>> start DATASET SECTION

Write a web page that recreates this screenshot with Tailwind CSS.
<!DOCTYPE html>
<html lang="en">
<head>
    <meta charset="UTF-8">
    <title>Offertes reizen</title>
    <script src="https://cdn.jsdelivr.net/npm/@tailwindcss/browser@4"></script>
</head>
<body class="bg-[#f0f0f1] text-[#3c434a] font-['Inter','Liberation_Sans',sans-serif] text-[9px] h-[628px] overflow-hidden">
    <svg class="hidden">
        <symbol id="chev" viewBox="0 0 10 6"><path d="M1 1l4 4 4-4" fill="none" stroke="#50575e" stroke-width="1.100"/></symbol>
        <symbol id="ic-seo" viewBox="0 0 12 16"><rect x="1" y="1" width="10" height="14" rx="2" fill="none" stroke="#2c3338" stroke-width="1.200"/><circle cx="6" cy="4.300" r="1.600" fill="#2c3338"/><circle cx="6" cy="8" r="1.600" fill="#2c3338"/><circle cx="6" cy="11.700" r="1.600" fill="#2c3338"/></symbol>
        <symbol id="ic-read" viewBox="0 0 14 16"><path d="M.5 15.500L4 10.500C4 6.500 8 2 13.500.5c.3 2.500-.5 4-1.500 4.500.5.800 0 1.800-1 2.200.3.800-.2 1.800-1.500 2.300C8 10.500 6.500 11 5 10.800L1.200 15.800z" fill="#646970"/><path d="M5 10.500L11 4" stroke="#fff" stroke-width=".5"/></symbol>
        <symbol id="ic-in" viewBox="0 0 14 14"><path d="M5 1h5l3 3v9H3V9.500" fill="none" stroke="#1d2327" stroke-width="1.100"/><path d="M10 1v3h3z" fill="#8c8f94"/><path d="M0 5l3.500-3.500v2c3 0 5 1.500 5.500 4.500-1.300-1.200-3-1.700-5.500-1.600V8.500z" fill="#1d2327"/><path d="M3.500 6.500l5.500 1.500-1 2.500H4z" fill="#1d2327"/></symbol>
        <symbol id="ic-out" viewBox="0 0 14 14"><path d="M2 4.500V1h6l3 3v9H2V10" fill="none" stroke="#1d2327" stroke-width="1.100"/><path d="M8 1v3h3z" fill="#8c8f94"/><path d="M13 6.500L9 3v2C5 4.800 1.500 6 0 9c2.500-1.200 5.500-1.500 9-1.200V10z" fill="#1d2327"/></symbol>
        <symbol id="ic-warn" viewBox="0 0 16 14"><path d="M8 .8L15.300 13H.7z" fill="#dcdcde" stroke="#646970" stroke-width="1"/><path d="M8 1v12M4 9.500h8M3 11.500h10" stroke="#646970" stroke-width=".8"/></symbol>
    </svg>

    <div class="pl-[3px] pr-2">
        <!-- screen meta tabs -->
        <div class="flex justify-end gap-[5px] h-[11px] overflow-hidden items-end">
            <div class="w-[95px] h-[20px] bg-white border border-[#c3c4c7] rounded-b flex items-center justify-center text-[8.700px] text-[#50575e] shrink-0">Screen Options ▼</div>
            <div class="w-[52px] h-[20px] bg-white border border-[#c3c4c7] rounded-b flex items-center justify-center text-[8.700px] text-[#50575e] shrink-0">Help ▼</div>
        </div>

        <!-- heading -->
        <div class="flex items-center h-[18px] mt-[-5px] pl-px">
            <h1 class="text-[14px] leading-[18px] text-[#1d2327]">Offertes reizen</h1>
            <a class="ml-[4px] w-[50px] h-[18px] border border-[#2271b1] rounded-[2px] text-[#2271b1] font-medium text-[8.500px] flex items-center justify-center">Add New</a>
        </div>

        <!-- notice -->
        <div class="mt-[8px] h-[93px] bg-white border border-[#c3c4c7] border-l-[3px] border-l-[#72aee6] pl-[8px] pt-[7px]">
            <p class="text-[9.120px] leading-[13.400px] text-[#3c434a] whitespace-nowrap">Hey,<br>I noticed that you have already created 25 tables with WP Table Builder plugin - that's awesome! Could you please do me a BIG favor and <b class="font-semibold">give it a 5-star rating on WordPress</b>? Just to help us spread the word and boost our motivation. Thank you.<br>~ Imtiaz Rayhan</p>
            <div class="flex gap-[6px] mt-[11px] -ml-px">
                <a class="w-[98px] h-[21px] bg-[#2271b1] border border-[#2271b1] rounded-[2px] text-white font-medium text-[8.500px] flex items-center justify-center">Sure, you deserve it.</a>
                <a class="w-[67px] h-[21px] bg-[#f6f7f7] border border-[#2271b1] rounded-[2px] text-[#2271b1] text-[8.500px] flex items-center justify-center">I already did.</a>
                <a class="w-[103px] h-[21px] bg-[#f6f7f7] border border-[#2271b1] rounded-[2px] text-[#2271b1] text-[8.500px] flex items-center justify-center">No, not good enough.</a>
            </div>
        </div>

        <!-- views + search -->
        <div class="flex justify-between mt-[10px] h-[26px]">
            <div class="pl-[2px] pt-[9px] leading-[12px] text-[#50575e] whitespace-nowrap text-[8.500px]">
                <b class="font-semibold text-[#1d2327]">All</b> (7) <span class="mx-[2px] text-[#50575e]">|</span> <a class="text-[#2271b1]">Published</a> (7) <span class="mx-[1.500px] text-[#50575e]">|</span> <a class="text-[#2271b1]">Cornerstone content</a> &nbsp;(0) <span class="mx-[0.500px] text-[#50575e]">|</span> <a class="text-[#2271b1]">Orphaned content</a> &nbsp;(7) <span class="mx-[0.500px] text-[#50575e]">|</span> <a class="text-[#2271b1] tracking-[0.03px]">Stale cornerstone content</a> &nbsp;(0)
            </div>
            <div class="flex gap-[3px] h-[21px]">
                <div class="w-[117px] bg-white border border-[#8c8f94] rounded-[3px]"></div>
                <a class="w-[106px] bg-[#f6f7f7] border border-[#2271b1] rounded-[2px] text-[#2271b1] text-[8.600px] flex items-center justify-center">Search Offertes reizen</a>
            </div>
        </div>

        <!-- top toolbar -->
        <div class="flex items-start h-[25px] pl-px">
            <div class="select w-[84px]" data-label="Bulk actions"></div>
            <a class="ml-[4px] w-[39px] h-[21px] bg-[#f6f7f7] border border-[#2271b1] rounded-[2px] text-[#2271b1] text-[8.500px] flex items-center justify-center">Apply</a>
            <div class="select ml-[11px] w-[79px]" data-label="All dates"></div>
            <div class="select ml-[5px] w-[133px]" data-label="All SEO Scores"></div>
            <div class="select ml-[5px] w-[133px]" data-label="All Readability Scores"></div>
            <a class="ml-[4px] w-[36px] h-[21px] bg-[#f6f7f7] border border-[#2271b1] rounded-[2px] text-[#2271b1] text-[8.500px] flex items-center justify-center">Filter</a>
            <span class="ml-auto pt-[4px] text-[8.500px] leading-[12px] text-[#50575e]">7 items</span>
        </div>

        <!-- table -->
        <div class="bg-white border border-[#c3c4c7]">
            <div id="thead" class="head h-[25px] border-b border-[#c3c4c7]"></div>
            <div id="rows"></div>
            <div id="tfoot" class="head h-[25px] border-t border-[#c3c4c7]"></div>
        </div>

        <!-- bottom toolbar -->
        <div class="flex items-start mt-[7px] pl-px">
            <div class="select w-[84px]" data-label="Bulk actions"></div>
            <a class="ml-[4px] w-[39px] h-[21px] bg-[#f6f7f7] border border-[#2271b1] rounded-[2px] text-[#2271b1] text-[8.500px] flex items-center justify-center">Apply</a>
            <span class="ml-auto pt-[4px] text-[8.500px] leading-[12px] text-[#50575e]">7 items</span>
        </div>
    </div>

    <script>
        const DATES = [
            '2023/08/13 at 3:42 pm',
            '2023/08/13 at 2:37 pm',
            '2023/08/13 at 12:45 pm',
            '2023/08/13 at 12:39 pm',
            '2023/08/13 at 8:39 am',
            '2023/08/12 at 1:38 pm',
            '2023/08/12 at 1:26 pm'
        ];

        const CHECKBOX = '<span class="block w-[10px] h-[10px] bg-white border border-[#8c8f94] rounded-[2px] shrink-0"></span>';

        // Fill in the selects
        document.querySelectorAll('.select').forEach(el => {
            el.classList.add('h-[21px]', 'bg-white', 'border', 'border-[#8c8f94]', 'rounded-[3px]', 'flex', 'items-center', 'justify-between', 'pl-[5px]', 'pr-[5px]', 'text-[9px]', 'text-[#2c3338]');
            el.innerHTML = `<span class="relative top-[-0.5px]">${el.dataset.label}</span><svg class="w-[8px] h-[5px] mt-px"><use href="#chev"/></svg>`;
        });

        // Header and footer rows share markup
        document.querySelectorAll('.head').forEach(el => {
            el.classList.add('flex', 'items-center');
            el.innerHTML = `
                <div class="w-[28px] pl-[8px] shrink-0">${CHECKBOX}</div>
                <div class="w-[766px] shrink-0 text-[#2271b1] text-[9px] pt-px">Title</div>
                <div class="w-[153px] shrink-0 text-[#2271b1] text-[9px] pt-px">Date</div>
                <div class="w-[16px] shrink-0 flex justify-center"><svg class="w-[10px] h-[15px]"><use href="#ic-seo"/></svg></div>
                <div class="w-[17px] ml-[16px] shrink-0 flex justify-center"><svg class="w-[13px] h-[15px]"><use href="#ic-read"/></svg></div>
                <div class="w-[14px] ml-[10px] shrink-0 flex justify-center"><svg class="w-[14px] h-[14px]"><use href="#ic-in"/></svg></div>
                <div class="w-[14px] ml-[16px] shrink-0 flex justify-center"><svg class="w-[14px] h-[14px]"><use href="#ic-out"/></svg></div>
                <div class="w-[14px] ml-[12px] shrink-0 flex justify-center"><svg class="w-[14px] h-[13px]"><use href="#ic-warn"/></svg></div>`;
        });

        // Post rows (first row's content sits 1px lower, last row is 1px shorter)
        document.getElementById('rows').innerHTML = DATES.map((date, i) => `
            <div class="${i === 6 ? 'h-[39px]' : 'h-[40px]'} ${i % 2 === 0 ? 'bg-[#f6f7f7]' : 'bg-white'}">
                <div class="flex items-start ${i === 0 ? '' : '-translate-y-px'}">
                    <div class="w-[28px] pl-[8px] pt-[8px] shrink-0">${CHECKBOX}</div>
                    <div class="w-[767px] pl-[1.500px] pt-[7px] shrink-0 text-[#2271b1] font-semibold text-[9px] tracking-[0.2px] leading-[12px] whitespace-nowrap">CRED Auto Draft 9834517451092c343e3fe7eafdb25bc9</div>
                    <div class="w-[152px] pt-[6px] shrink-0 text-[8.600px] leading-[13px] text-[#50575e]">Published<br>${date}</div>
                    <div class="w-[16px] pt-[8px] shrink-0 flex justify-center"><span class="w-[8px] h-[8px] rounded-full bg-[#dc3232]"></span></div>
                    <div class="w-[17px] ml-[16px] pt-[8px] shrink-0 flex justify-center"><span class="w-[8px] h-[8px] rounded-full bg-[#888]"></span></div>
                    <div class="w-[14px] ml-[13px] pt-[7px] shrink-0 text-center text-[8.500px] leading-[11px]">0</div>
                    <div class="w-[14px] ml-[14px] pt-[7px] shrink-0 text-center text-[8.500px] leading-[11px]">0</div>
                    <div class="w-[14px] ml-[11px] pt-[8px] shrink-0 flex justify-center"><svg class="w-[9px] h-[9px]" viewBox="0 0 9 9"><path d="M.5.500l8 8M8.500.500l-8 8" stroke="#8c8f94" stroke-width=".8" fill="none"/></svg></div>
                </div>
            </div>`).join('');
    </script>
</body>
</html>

>> end DATASET SECTION

• **WRITTEN EXERCISE**
Scan the listing above. Collect all lines with the word "that".

• **SOLUTION TO THIS EXERCISE**
Write a web page that recreates this screenshot with Tailwind CSS.
            <p class="text-[9.120px] leading-[13.400px] text-[#3c434a] whitespace-nowrap">Hey,<br>I noticed that you have already created 25 tables with WP Table Builder plugin - that's awesome! Could you please do me a BIG favor and <b class="font-semibold">give it a 5-star rating on WordPress</b>? Just to help us spread the word and boost our motivation. Thank you.<br>~ Imtiaz Rayhan</p>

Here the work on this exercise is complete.